Up can push software to its customers more than five times a day. The bank, which relies on Google Cloud Platform for its infrastructure, can perform a regression test of its entire banking platform in 26 minutes.

“That would normally take weeks or months at a traditional bank,” Pym said. “It means we can do that twice an hour; that’s 50 times a day. Therefore we can deploy software quicker, so we can respond quicker.”

Up is able to deploy its entire banking platform to the cloud in just 45 seconds and carries out hundreds of deployments every day.

“We are able to move very quickly,” Pym said. Up’s systems were designed from scratch and lack the legacy that can hamper more established organisations, the bank’s co-founder said.

“There is legacy in the industry that we have to deal with, like a lot of the payment networks or a lot of the issues that exist in the industry we have to deal with, because that’s the well-regulated environment that we operate in,” Pym said. “But what we’re trying to do is design from a clean slate, and then create that customer feedback loop.”

Pym outlined Up’s response to a major telco outage in June as an example of how the bank combines an ability to react swiftly with openness. A Telstra outage of enterprise services meant that for hours, the ATM networks of major banks and EFTPOS terminals at some of Australia’s biggest retailers were unusable.

“There were banks all over Australia scrambling on social media, worried that their customers couldn't pay for stuff, couldn’t withdraw money from an ATM,” Pym said. As soon as Up found out about the outage, the bank was able to almost instantly push a notification to customers’ phones.

“We pushed the message straight out to all of our customers within 15 minutes about finding out about the outage,” he said. “Then we communicated with our customers pro-actively every two hours.”

“Now what bank is going to tell you, ‘Hey, the systems aren't working, hey you can’t access your money right now’ but that's exactly what we did openly, and even though wasn't our fault, we took responsibility for it,” Pym said.

“We said, ‘You’re our customer, we have a duty of responsibility to you. This is the problem, this is what we're doing about it to fix it. If you need to get money, you can only get money from these places. If you need to pay for something, you can't use your card at an EFTPOS terminal. It doesn't matter which bank it is, it just doesn't work. But what you can do is use Apple Pay or Google Pay or whatever.’ So we helped our customers through that journey.”

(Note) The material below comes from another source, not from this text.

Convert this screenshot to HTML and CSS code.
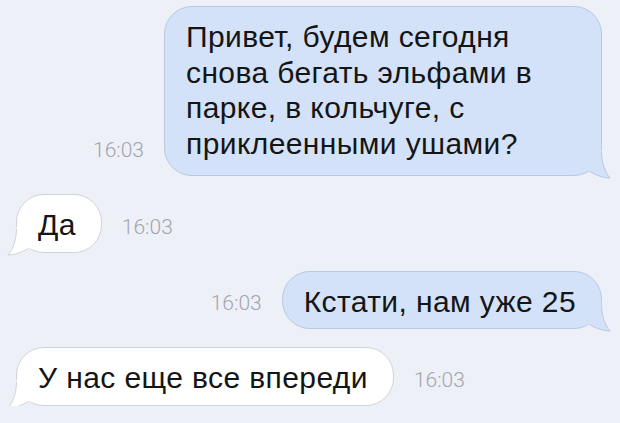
FILE: index.html
```html
<!DOCTYPE html>
<html lang="ru">
<head>
    <meta charset="UTF-8">
    <meta name="viewport" content="width=device-width, initial-scale=1.0">
    <title>Сообщения</title>
    <link rel="stylesheet" href="styles.css">
</head>
<body>
    <div class="chat">
        <div class="row out">
            <span class="time">16:03</span>
            <div class="bubble long">
                Привет, будем сегодня снова бегать эльфами в парке, в кольчуге, с приклеенными ушами?
                <svg class="tail" viewBox="0 0 34 30" width="34" height="30">
                    <path class="tail-fill" d="M10.5 -2 L10.5 0 C10.5 9 8 19 2 26 C10 26 17 22.5 22.5 19.5 L28 19.5 L28 -2 Z"/>
                    <path class="tail-line" d="M10.5 0 C10.5 9 8 19 2 26 C10 26 17 22.5 22.5 19.5"/>
                </svg>
            </div>
        </div>

        <div class="row in">
            <div class="bubble">
                Да
                <svg class="tail" viewBox="0 0 34 30" width="34" height="30">
                    <path class="tail-fill" d="M10.5 -2 L10.5 0 C10.5 9 8 19 2 26 C10 26 17 22.5 22.5 19.5 L28 19.5 L28 -2 Z"/>
                    <path class="tail-line" d="M10.5 0 C10.5 9 8 19 2 26 C10 26 17 22.5 22.5 19.5"/>
                </svg>
            </div>
            <span class="time">16:03</span>
        </div>

        <div class="row out">
            <span class="time">16:03</span>
            <div class="bubble">
                Кстати, нам уже 25
                <svg class="tail" viewBox="0 0 34 30" width="34" height="30">
                    <path class="tail-fill" d="M10.5 -2 L10.5 0 C10.5 9 8 19 2 26 C10 26 17 22.5 22.5 19.5 L28 19.5 L28 -2 Z"/>
                    <path class="tail-line" d="M10.5 0 C10.5 9 8 19 2 26 C10 26 17 22.5 22.5 19.5"/>
                </svg>
            </div>
        </div>

        <div class="row in">
            <div class="bubble">
                У нас еще все впереди
                <svg class="tail" viewBox="0 0 34 30" width="34" height="30">
                    <path class="tail-fill" d="M10.5 -2 L10.5 0 C10.5 9 8 19 2 26 C10 26 17 22.5 22.5 19.5 L28 19.5 L28 -2 Z"/>
                    <path class="tail-line" d="M10.5 0 C10.5 9 8 19 2 26 C10 26 17 22.5 22.5 19.5"/>
                </svg>
            </div>
            <span class="time">16:03</span>
        </div>
    </div>
</body>
</html>
```

FILE: styles.css
```css
body {
    margin: 0;
    padding: 0;
    background-color: #edf0f7;
    font-family: "Liberation Sans", Arial, sans-serif;
    color: #151515;
}

.chat {
    display: flex;
    flex-direction: column;
    gap: 18px;
    padding: 6px 18px 0 16px;
}

.row {
    display: flex;
    align-items: flex-end;
    gap: 20px;
}

.row.out {
    justify-content: flex-end;
}

.bubble {
    position: relative;
    padding: 12px 25px 9px 21px;
    font-size: 30px;
    letter-spacing: 0.4px;
    line-height: 35.5px;
    border-radius: 28px;
    border: 1px solid #cfd3da;
    background-color: #ffffff;
}

.bubble.long {
    width: 438px;
    box-sizing: border-box;
    padding-right: 40px;
    padding-bottom: 14px;
}

.out .bubble {
    background-color: #d3e2f8;
    border-color: #b8c9e2;
}

.time {
    font-family: Roboto, "Liberation Sans", sans-serif;
    font-weight: 300;
    font-size: 21px;
    line-height: 21px;
    color: #a1a5ad;
    padding-bottom: 15px;
}

/* little curl at the bottom corner */
.tail {
    position: absolute;
    left: -11px;
    bottom: -7px;
    overflow: visible;
}

.out .tail {
    left: auto;
    right: -11px;
    transform: scaleX(-1);
}

.tail-line {
    fill: none;
    stroke-width: 1;
}

.in .tail-fill {
    fill: #ffffff;
}

.in .tail-line {
    stroke: #cfd3da;
}

.out .tail-fill {
    fill: #d3e2f8;
}

.out .tail-line {
    stroke: #b8c9e2;
}
```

Just as the bank was preparing to send a further push notification, it received word that the problem had been fixed. In the aftermath of the incident, Pym said, Up was inundated by messages on social media praising it for its handling of communications during the outage.

Australia’s established banks weren’t able to respond in a similar fashion either because of their platforms or their internal structures and processes, Pym said.

Banking is an industry where it often feels like there “no middle ground” when it comes to perceptions of customer service, he said: “If the customer service is not completely awesome then it's absolute crap.”

Up has built its customer support service into its app. As a result, anyone with an account has access to 24/7 support.

Typically, responses to customer support issues in the banking sector can take between four hours and four days, Pym claimed. Up has worked to “build systems, technologies and processes to be able to communicate with our customers” in order to deliver an average response time through social media and the app of less than four minutes

“We don't have a big team; we’re less than 30 people,” Pym said. As a result, the bank has invested heavily in automation. However, it’s also interested in a “two way conversation” with its customers as part of developing a feedback loop to help drive ongoing development.

The bank has a public roadmap (dubbed ‘The Tree of Up’) that outlines its plans for new features and products. “We put dates on when we're going to deliver and we don’t always hit the dates,” Pym said. “We know we make mistakes like anybody else, but that level of transparency is unusual, globally, from a bank.”

Having a public roadmap, alongside the bank’s more conventional knowledge base and FAQ documents, is one way that it can reduce the burden of customer communications. But more than that it can also act as another way of engaging customers, which can then feed into Up’s design and development process, Pym said.